At the center of a busy traffic interchange of Elephant and Castle sits a gleaming stainless steel box that has perplexed south Londoners for decades. Depending on which urban legend is favored at the time, one might be led to believe the unusual building is some kind of nuclear facility or that it is home to the electronic musician Aphex Twin.
The truth, however, is that it is a memorial to the Victorian physicist Michael Faraday. A local boy from Newington Butts, Faraday is most famous for his discovery of electromagnetic induction in 1831. He found that by passing a magnet through a loop of wire, an electrical current flowed through the wire. This work provided a basis on which Scotland’s James Clerk Maxwell later developed the first comprehensive theory of electricity and magnetism.
The building was designed by Brutalist architect Rodney Gordon in 1959 to house, quite fittingly, a London Underground electrical substation. Originally, Gordon had planned the structure in glass so that the transformer inside could be seen at work. However, the potential for vandalism made steel the favored material.
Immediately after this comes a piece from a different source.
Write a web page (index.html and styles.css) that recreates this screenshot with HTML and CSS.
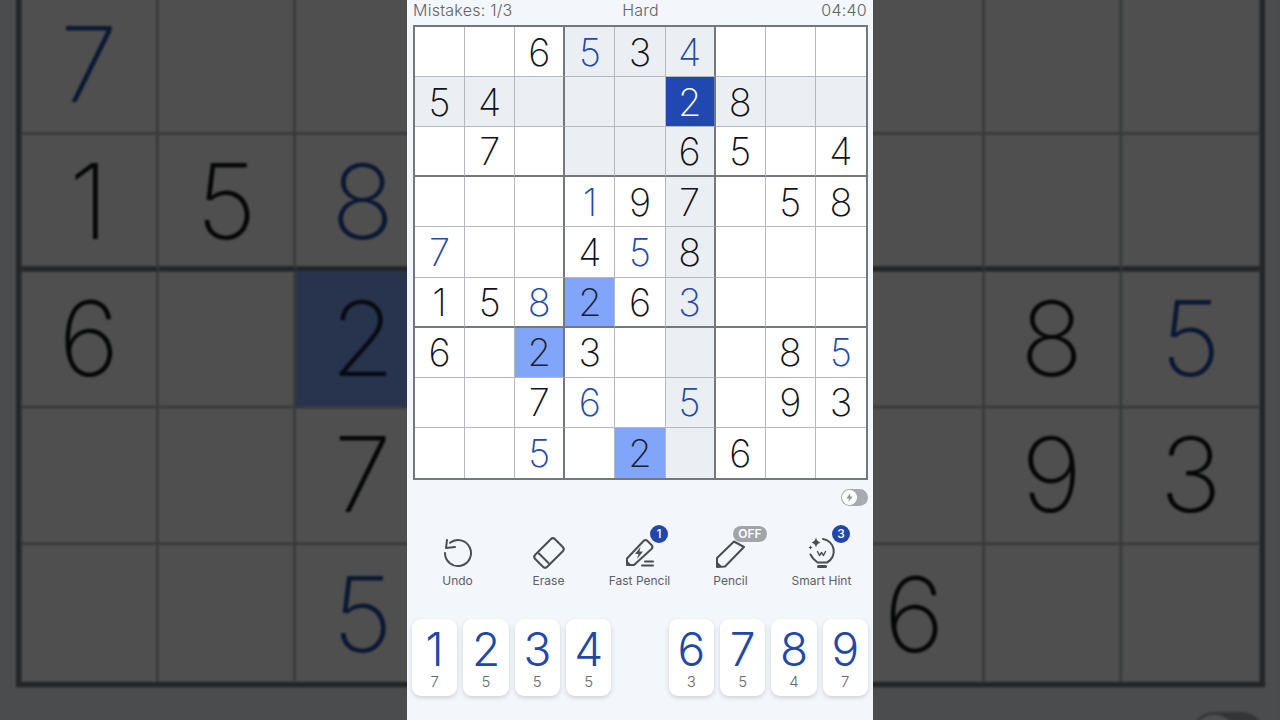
FILE: index.html
```html
<!DOCTYPE html>
<html lang="en">
	<head>
		<meta charset="utf-8">
		<title>Sudoku</title>
		<link rel="stylesheet" href="styles.css">
	</head>
	<body>
		<!-- blurred, zoomed copy of the game behind the phone column -->
		<div class="backdrop-clip">
			<div class="backdrop">
				<div class="board">
					<div class="cell"></div><div class="cell"></div><div class="cell">6</div><div class="cell hl blue">5</div><div class="cell hl">3</div><div class="cell hl blue">4</div><div class="cell"></div><div class="cell"></div><div class="cell"></div>
					<div class="cell hl">5</div><div class="cell hl">4</div><div class="cell hl"></div><div class="cell hl"></div><div class="cell hl"></div><div class="cell picked">2</div><div class="cell hl">8</div><div class="cell hl"></div><div class="cell hl"></div>
					<div class="cell"></div><div class="cell">7</div><div class="cell"></div><div class="cell hl"></div><div class="cell hl"></div><div class="cell hl">6</div><div class="cell">5</div><div class="cell"></div><div class="cell">4</div>
					<div class="cell"></div><div class="cell"></div><div class="cell"></div><div class="cell blue">1</div><div class="cell">9</div><div class="cell hl">7</div><div class="cell"></div><div class="cell">5</div><div class="cell">8</div>
					<div class="cell blue">7</div><div class="cell"></div><div class="cell"></div><div class="cell">4</div><div class="cell blue">5</div><div class="cell hl">8</div><div class="cell"></div><div class="cell"></div><div class="cell"></div>
					<div class="cell">1</div><div class="cell">5</div><div class="cell blue">8</div><div class="cell same">2</div><div class="cell">6</div><div class="cell hl blue">3</div><div class="cell"></div><div class="cell"></div><div class="cell"></div>
					<div class="cell">6</div><div class="cell"></div><div class="cell same">2</div><div class="cell">3</div><div class="cell"></div><div class="cell hl"></div><div class="cell"></div><div class="cell">8</div><div class="cell blue">5</div>
					<div class="cell"></div><div class="cell"></div><div class="cell">7</div><div class="cell blue">6</div><div class="cell"></div><div class="cell hl blue">5</div><div class="cell"></div><div class="cell">9</div><div class="cell">3</div>
					<div class="cell"></div><div class="cell"></div><div class="cell blue">5</div><div class="cell"></div><div class="cell same">2</div><div class="cell hl"></div><div class="cell">6</div><div class="cell"></div><div class="cell"></div>
				</div>
				<div class="switch-row"><div class="switch"><span class="knob"></span></div></div>
			</div>
		</div>

		<div class="app">
			<div class="status">
				<span>Mistakes: 1/3</span>
				<span class="level">Hard</span>
				<span class="clock">04:40</span>
			</div>

			<div class="board">
				<div class="cell"></div><div class="cell"></div><div class="cell">6</div><div class="cell hl blue">5</div><div class="cell hl">3</div><div class="cell hl blue">4</div><div class="cell"></div><div class="cell"></div><div class="cell"></div>
				<div class="cell hl">5</div><div class="cell hl">4</div><div class="cell hl"></div><div class="cell hl"></div><div class="cell hl"></div><div class="cell picked">2</div><div class="cell hl">8</div><div class="cell hl"></div><div class="cell hl"></div>
				<div class="cell"></div><div class="cell">7</div><div class="cell"></div><div class="cell hl"></div><div class="cell hl"></div><div class="cell hl">6</div><div class="cell">5</div><div class="cell"></div><div class="cell">4</div>
				<div class="cell"></div><div class="cell"></div><div class="cell"></div><div class="cell blue">1</div><div class="cell">9</div><div class="cell hl">7</div><div class="cell"></div><div class="cell">5</div><div class="cell">8</div>
				<div class="cell blue">7</div><div class="cell"></div><div class="cell"></div><div class="cell">4</div><div class="cell blue">5</div><div class="cell hl">8</div><div class="cell"></div><div class="cell"></div><div class="cell"></div>
				<div class="cell">1</div><div class="cell">5</div><div class="cell blue">8</div><div class="cell same">2</div><div class="cell">6</div><div class="cell hl blue">3</div><div class="cell"></div><div class="cell"></div><div class="cell"></div>
				<div class="cell">6</div><div class="cell"></div><div class="cell same">2</div><div class="cell">3</div><div class="cell"></div><div class="cell hl"></div><div class="cell"></div><div class="cell">8</div><div class="cell blue">5</div>
				<div class="cell"></div><div class="cell"></div><div class="cell">7</div><div class="cell blue">6</div><div class="cell"></div><div class="cell hl blue">5</div><div class="cell"></div><div class="cell">9</div><div class="cell">3</div>
				<div class="cell"></div><div class="cell"></div><div class="cell blue">5</div><div class="cell"></div><div class="cell same">2</div><div class="cell hl"></div><div class="cell">6</div><div class="cell"></div><div class="cell"></div>
			</div>

			<div class="switch-row">
				<div class="switch">
					<span class="knob">
						<svg viewBox="0 0 12 12" width="11" height="11"><path d="M7 1 2.5 7H5.5L4.8 11 9.5 5H6.5Z" fill="#8e9196"/></svg>
					</span>
				</div>
			</div>

			<div class="tools">
				<div class="tool">
					<svg class="icon" viewBox="0 0 32 32">
						<path d="M8 5.8A13 13 0 1 1 3 16"/>
						<path d="M5 3 4 11 13 10"/>
					</svg>
					<span>Undo</span>
				</div>
				<div class="tool">
					<svg class="icon" viewBox="0 0 32 32">
						<rect x="7.5" y="2" width="17" height="28" rx="3" transform="rotate(45 16 16)"/>
						<path d="M6 16.5 15.5 26"/>
					</svg>
					<span>Erase</span>
				</div>
				<div class="tool">
					<svg class="icon" viewBox="0 0 32 32">
						<path d="M3 28V21.5L19.5 4Q21.5 2 23.5 4L27.5 8Q29.5 10 27.5 12L10 28Z"/>
						<path class="solid" d="M3 28V23.5L7.5 28Z"/>
						<path class="solid" d="M16.5 10 11 17H14.5L13 22 19 14.5H15.5Z"/>
						<path d="M21 24.5H29M18 28.5H29"/>
					</svg>
					<span>Fast Pencil</span>
					<b class="badge">1</b>
				</div>
				<div class="tool">
					<svg class="icon" viewBox="0 0 32 32">
						<path d="M2 30V21L19 4.5 29 10 10 29.5Z"/>
						<path class="solid" d="M2 30V24.5L7.5 30Z"/>
					</svg>
					<span>Pencil</span>
					<b class="badge off">OFF</b>
				</div>
				<div class="tool">
					<svg class="icon" viewBox="0 0 32 32">
						<path d="M17 2A12.5 12.5 0 0 1 21 25.5H11.5Q6.5 22 4.5 17.5"/>
						<path class="thick" d="M12.5 29.5H19.5"/>
						<path class="solid" d="M10 .5Q10.8 4.5 14.5 5.5 10.8 6.5 10 10.5 9.2 6.5 5.5 5.5 9.2 4.5 10 .5Z"/>
						<path class="solid" d="M4.5 8.5Q4.8 10 6.5 10.5 4.8 11 4.5 12.5 4.2 11 2.5 10.5 4.2 10 4.5 8.5Z"/>
						<path class="fine" d="M11.5 14.5 13.5 18.5 15.5 15.5 17.5 18.5 19.5 14.5"/>
					</svg>
					<span>Smart Hint</span>
					<b class="badge">3</b>
				</div>
			</div>

			<div class="numpad">
				<div class="key">1<small>7</small></div>
				<div class="key">2<small>5</small></div>
				<div class="key">3<small>5</small></div>
				<div class="key">4<small>5</small></div>
				<div class="key-gap"></div>
				<div class="key">6<small>3</small></div>
				<div class="key">7<small>5</small></div>
				<div class="key">8<small>4</small></div>
				<div class="key">9<small>7</small></div>
			</div>
		</div>
	</body>
</html>
```

FILE: styles.css
```css
* {
	box-sizing: border-box;
}
body {
	margin: 0;
	height: 720px;
	overflow: hidden;
	position: relative;
	background-color: #4a4b4c;
	font-family: "Inter", "Liberation Sans", sans-serif;
}

.backdrop-clip {
	position: absolute;
	top: 0;
	left: 0;
	width: 1280px;
	height: 720px;
	overflow: hidden;
}
.backdrop {
	position: absolute;
	top: 25px;
	left: 407px;
	width: 466px;
	padding: 0 5px 0 6px;
	transform-origin: 233.5px 335.5px;
	transform: scale(2.745, 2.735);
	filter: brightness(0.31) blur(0.3px);
	background-color: #f3f6fa;
}

.app {
	position: relative;
	width: 466px;
	height: 720px;
	margin: 0 auto;
	padding: 0 5px 0 6px;
	background-color: #f3f6fa;
}

.status {
	display: grid;
	grid-template-columns: 1fr auto 1fr;
	height: 25px;
	font-size: 16px;
	font-weight: 300;
	letter-spacing: 0.25px;
	line-height: 20px;
	color: #5f6368;
}
.clock {
	padding-right: 1px;
	text-align: right;
}

.board {
	display: grid;
	grid-template-columns: repeat(9, 1fr);
	grid-template-rows: repeat(9, 1fr);
	width: 455px;
	height: 455px;
	background-color: #fff;
	border: 2px solid #74787e;
}
.cell {
	display: flex;
	align-items: center;
	justify-content: center;
	min-width: 0;
	min-height: 0;
	font-size: 38px;
	font-weight: 250;
	line-height: 1;
	color: #111316;
	border-right: 1px solid #b5b9bf;
	border-bottom: 1px solid #b5b9bf;
}
.cell:nth-child(3n) {
	border-right: 2px solid #74787e;
}
.cell:nth-child(9n) {
	border-right: 0;
}
.cell:nth-child(n+19):nth-child(-n+27),
.cell:nth-child(n+46):nth-child(-n+54) {
	border-bottom: 2px solid #74787e;
}
.cell:nth-child(n+73) {
	border-bottom: 0;
}
.hl {
	background-color: #ebeef3;
}
.blue {
	color: #234aa6;
}
.same {
	background-color: #81a5f8;
	color: #17203a;
}
.picked {
	background-color: #2148b1;
	color: #fff;
}

.switch-row {
	display: flex;
	justify-content: flex-end;
	padding-top: 9px;
}
.switch {
	width: 27px;
	height: 17px;
	padding: 1px;
	border-radius: 9px;
	background-color: #a7aaaf;
}
.knob {
	display: flex;
	align-items: center;
	justify-content: center;
	width: 15px;
	height: 15px;
	border-radius: 50%;
	background-color: #fff;
}

.tools {
	display: grid;
	grid-template-columns: repeat(5, 91px);
	margin-left: -1px;
	padding-top: 31px;
}
.tool {
	position: relative;
	display: flex;
	flex-direction: column;
	align-items: center;
	font-size: 12px;
	line-height: 16px;
	color: #5c6065;
}
.icon {
	width: 32px;
	height: 32px;
	margin-bottom: 4px;
	overflow: visible;
	fill: none;
	stroke: #4a4d52;
	stroke-width: 2;
	stroke-linejoin: round;
	stroke-linecap: round;
}
.icon .solid {
	fill: #4a4d52;
	stroke: none;
}
.icon .thick {
	stroke-width: 3;
}
.icon .fine {
	stroke-width: 1.4;
}
.badge {
	position: absolute;
	top: -12px;
	left: 56px;
	width: 18px;
	height: 18px;
	border-radius: 50%;
	background-color: #2148a8;
	color: #fff;
	font-size: 12px;
	font-weight: 500;
	line-height: 18px;
	text-align: center;
}
.badge.off {
	top: -11px;
	left: 48px;
	width: 34px;
	height: 16px;
	border-radius: 8px;
	background-color: #a1a4a9;
	line-height: 16px;
	font-weight: 600;
}

.numpad {
	display: grid;
	grid-template-columns: repeat(9, 1fr);
	column-gap: 6px;
	width: 456px;
	margin-top: 30px;
	margin-left: -1px;
}
.key {
	display: flex;
	flex-direction: column;
	align-items: center;
	height: 77px;
	padding-top: 6px;
	border-radius: 9px;
	background-color: #fff;
	box-shadow: 0 2px 4px rgba(60, 70, 90, 0.2);
	color: #2148a8;
	font-size: 46px;
	font-weight: 350;
	line-height: 48px;
}
.key small {
	font-size: 15px;
	font-weight: 300;
	line-height: 18px;
	color: #66696d;
}
```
This design change is at least part of the reason why the building has a decidedly modern appearance that belies its true age. To this day, many Londoners are confused by the memorial, and as recently as 1995 the London Evening Standard ran a story about the structure with the headline: “But what on Earth is it?” In 1996, however, the building received a different sort of publicity as a local schoolgirl won a BBC competition to devise a new lighting scheme for the site.
Although a thorough redevelopment of the Elephant and Castle area is in the works, the Faraday Memorial’s status as a grade II listed building ensures that it will not be demolished and will instead be moved to a new site if necessary.
Know Before You Go
Despite the major development underway, the monument is unmissable in the middle of the busy Elephant & Castle junction.
From the main station exit, the monument is directly in front. Access is level and the monument can be viewed at any time, although the crossings are very busy at peak times.